■ **Goal**: In the data below, find every line with the string "this" and pull it out.

Collection entries
↓↓↓
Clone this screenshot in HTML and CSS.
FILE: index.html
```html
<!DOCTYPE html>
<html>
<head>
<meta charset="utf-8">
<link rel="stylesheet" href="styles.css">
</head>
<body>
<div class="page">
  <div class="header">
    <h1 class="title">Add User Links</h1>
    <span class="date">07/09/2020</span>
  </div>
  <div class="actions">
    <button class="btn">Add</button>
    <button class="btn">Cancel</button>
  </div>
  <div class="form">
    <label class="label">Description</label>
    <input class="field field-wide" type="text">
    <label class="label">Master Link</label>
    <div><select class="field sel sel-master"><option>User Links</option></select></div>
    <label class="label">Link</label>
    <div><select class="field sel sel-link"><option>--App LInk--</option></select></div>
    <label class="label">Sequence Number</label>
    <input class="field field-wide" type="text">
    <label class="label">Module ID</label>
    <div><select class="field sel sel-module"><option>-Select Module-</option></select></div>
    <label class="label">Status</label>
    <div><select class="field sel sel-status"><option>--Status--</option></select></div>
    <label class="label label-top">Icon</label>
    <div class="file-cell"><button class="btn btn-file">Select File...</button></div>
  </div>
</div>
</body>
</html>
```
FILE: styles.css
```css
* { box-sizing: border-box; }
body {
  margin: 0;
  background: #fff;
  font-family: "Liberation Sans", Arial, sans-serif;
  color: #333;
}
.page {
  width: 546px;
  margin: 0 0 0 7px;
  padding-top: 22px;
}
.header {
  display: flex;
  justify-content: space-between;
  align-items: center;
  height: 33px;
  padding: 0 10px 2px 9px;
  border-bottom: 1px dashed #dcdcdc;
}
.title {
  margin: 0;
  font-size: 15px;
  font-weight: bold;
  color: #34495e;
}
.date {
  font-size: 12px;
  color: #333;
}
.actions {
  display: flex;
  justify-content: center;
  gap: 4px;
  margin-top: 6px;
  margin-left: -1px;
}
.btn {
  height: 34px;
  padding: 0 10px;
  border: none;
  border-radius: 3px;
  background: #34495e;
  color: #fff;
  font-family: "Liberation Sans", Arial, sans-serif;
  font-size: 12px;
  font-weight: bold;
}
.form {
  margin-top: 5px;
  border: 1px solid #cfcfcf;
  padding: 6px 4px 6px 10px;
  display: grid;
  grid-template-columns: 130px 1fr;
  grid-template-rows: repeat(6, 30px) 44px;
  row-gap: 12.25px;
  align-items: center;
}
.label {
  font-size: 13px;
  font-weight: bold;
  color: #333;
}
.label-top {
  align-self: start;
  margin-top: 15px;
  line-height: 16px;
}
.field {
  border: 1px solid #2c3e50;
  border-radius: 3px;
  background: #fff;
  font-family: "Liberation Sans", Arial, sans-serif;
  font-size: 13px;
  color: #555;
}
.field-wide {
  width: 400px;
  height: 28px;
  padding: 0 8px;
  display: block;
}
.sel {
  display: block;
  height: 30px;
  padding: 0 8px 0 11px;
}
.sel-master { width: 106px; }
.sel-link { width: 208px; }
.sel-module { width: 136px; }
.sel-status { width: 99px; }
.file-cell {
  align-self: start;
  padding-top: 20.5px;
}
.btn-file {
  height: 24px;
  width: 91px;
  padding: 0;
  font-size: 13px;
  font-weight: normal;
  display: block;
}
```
↑↑↑
↓↓↓
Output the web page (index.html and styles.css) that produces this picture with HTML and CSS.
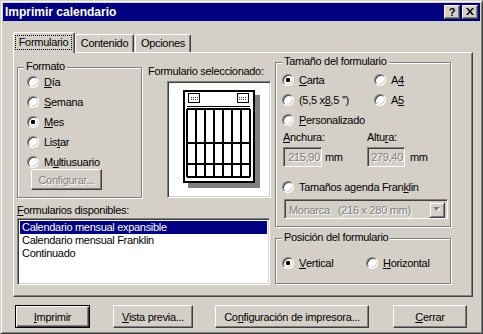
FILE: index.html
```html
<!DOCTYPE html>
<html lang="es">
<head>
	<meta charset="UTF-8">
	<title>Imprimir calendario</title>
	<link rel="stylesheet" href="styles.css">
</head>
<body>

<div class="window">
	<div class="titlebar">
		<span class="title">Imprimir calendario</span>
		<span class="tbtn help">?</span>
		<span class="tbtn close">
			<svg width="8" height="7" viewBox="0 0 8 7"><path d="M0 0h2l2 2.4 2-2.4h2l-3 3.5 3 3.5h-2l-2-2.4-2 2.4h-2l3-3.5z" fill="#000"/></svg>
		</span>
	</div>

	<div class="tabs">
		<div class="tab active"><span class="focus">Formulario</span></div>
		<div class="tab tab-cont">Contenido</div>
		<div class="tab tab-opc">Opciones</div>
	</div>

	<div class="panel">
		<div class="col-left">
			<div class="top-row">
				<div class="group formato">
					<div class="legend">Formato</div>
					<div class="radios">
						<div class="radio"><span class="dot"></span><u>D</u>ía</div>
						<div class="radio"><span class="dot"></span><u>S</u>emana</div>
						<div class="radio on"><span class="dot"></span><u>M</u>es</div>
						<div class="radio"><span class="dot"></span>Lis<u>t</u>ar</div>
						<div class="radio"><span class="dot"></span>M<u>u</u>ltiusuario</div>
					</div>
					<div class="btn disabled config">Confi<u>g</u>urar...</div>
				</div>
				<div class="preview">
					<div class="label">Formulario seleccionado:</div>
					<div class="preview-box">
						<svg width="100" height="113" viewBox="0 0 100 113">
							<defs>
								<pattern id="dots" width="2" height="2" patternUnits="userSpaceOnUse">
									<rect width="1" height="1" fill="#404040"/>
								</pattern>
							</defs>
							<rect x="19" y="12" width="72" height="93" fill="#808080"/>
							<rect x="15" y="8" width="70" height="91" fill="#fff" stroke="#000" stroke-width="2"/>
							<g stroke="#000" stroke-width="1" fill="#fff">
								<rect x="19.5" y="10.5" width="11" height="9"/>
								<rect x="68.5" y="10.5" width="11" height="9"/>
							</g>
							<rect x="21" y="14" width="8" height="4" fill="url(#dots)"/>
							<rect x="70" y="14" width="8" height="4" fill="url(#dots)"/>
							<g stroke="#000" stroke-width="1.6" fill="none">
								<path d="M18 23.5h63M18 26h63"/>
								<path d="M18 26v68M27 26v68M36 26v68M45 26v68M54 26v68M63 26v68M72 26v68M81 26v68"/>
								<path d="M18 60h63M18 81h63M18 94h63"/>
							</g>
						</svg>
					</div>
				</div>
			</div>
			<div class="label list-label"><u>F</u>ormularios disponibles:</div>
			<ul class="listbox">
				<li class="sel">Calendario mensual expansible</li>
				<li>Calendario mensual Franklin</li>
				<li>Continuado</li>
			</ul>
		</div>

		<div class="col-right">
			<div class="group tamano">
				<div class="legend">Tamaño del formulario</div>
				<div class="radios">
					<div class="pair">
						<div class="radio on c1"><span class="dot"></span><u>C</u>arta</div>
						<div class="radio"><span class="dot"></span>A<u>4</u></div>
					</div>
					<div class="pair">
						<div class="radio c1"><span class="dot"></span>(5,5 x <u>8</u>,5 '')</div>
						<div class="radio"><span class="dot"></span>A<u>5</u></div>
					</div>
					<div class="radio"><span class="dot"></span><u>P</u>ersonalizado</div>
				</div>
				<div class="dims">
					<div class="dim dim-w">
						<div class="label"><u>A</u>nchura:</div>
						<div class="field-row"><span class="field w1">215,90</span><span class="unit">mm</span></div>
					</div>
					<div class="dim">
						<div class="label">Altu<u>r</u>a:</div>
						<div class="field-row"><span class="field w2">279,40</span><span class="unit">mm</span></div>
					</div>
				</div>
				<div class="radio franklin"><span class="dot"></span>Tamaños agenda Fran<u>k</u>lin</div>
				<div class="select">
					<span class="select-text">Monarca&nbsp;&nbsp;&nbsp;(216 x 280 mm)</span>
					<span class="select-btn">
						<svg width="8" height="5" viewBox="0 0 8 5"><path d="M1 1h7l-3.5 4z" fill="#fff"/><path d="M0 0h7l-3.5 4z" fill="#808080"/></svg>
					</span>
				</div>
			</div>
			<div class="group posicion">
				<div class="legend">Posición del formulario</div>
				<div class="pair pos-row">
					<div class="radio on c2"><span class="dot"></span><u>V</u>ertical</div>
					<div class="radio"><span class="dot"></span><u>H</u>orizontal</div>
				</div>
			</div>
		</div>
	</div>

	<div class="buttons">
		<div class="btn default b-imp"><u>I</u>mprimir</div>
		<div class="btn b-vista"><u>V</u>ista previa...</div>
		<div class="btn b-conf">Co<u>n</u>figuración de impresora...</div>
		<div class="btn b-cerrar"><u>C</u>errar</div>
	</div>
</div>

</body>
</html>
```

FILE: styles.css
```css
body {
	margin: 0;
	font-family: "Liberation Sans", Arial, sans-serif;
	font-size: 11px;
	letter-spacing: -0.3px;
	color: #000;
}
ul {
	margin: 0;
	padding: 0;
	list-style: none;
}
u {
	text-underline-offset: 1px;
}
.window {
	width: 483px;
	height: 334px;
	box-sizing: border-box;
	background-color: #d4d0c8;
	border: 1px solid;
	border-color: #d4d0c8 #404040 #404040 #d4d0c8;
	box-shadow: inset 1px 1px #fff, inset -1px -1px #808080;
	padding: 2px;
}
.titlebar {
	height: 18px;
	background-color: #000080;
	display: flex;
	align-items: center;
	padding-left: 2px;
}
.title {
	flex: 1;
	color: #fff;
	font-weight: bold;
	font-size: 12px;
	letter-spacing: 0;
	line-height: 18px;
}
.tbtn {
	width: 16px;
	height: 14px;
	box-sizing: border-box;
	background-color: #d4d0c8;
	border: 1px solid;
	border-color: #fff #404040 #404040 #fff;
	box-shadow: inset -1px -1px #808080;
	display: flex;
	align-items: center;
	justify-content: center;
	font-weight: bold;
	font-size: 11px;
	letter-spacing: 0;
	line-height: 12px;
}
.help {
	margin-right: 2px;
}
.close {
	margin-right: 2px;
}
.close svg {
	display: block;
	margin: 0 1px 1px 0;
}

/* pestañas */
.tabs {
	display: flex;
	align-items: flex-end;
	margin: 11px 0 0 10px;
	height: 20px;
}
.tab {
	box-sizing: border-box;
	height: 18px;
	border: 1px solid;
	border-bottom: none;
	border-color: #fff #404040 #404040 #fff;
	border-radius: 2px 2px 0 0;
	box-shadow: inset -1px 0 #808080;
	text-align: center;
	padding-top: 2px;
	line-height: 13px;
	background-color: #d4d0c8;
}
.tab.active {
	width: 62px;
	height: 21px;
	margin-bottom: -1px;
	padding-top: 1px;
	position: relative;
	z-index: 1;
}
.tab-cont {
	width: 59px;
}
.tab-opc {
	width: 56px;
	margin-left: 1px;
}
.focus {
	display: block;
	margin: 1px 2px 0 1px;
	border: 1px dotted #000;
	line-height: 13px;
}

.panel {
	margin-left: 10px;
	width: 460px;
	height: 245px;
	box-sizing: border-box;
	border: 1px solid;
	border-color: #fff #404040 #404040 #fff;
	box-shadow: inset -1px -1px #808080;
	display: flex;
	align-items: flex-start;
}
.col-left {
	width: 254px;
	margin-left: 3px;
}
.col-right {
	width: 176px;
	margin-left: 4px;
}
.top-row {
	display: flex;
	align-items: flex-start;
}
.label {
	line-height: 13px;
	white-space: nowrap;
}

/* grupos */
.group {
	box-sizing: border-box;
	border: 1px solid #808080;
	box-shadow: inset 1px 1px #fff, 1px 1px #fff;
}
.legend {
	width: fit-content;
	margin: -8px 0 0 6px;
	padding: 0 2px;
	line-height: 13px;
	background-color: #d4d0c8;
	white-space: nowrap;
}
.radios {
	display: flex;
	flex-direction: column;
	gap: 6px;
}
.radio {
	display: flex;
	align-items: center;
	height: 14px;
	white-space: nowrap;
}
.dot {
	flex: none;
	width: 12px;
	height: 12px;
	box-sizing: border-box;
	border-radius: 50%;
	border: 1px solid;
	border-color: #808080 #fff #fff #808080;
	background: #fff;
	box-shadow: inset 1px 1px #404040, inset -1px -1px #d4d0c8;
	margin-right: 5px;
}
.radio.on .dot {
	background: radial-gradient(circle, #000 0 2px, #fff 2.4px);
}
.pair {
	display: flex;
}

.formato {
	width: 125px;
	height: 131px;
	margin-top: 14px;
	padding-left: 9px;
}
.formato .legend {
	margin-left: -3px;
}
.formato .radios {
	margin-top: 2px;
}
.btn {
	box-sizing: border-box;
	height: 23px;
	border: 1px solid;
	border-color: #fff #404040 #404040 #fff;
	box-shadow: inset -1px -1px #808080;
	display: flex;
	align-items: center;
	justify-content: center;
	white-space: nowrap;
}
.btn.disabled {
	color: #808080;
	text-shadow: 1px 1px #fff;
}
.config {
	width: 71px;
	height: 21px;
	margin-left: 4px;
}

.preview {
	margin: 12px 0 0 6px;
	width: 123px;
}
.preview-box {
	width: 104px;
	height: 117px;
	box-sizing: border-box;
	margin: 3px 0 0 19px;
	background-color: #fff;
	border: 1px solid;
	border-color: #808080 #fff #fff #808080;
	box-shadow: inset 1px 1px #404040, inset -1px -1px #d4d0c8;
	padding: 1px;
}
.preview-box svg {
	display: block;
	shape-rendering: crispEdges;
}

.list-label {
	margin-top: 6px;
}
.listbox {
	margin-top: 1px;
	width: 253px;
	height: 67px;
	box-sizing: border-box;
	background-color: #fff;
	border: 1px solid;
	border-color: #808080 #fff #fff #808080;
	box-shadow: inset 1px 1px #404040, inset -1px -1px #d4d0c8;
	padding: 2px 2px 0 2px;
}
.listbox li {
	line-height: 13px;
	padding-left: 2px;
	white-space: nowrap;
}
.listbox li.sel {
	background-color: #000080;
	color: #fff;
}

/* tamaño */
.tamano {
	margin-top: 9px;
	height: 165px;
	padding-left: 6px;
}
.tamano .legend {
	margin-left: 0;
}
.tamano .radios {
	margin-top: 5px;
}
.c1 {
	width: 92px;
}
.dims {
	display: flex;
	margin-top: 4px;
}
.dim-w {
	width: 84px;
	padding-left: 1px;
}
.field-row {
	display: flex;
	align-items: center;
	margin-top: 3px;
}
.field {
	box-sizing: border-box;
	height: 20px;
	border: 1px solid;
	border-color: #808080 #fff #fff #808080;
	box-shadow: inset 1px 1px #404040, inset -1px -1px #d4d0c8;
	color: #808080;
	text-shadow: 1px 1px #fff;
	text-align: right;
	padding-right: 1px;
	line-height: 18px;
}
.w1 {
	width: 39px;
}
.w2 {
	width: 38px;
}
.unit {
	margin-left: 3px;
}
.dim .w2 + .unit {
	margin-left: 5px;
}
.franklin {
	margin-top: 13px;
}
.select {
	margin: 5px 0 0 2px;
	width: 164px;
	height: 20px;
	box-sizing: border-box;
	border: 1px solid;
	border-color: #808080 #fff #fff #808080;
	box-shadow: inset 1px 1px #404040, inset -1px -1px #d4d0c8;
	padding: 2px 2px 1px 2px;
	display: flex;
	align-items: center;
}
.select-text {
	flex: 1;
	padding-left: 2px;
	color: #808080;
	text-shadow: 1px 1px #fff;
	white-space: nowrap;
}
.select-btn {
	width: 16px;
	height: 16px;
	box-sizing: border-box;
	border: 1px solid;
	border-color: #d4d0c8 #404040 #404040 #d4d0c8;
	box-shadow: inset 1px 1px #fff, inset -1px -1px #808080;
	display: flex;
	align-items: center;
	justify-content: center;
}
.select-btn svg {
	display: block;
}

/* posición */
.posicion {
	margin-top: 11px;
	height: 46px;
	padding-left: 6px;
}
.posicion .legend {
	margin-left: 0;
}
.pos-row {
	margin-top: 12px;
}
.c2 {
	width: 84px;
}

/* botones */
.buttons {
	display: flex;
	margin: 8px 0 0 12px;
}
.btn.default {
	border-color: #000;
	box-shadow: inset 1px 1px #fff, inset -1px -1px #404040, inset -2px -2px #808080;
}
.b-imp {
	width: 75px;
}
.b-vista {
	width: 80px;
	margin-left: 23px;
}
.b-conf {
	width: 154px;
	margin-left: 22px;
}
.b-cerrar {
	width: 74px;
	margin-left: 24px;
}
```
↑↑↑
■ **Answer below**:
Clone this screenshot in HTML and CSS.
Output the web page (index.html and styles.css) that produces this picture with HTML and CSS.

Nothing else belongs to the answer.